◆ **TASK DIRECTIONS**:
Wherever the word "components" shows up in a line, please copy that line.

◆ **DATA EXTRACT**:

--*--

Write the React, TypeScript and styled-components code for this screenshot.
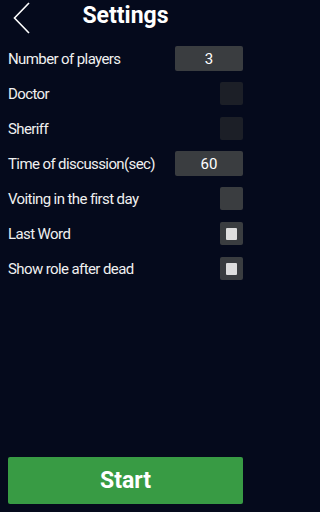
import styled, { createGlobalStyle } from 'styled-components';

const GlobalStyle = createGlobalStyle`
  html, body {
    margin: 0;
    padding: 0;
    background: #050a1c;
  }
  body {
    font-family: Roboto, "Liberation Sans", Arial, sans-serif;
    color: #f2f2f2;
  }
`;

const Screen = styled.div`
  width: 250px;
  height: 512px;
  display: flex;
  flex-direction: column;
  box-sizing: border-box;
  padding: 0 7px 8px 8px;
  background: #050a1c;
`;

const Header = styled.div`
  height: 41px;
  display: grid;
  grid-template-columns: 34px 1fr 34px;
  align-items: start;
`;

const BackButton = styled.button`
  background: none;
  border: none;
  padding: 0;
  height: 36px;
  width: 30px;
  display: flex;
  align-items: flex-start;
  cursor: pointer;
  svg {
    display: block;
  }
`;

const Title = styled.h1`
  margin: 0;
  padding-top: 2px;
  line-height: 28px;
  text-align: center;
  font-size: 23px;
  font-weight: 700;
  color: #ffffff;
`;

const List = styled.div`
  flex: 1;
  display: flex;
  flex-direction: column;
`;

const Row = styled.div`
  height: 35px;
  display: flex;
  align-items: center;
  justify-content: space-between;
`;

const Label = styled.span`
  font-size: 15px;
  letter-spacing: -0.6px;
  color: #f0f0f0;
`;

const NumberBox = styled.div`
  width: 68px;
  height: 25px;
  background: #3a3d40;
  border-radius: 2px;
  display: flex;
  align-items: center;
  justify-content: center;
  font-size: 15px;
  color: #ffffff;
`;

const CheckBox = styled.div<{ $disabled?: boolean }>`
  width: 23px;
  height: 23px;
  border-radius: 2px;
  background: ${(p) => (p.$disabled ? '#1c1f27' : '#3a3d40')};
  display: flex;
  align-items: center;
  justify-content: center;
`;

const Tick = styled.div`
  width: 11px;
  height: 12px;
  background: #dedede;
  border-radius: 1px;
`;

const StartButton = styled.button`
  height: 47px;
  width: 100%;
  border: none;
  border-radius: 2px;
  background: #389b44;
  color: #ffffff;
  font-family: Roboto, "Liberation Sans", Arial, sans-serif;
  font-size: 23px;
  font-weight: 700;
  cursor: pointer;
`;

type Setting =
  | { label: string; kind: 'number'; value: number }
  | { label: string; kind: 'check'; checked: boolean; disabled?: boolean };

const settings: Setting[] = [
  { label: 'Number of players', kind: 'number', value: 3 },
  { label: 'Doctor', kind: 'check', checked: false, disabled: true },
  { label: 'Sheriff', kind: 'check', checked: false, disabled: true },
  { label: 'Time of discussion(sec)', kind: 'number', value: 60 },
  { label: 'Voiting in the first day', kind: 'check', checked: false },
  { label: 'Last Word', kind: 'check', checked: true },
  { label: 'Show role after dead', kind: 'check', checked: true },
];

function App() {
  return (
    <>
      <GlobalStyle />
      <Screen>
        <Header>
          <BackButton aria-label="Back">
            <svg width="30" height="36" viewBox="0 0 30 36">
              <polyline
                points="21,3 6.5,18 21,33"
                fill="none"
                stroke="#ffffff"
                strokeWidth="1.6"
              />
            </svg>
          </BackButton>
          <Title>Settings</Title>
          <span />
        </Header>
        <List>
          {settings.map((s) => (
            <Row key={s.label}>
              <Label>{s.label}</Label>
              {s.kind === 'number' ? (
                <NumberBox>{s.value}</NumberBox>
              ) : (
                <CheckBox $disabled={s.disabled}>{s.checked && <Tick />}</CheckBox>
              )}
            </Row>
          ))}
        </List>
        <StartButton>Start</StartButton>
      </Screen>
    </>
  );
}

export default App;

--*--

◆ **FINISHED EXERCISE**:
Write the React, TypeScript and styled-components code for this screenshot.
import styled, { createGlobalStyle } from 'styled-components';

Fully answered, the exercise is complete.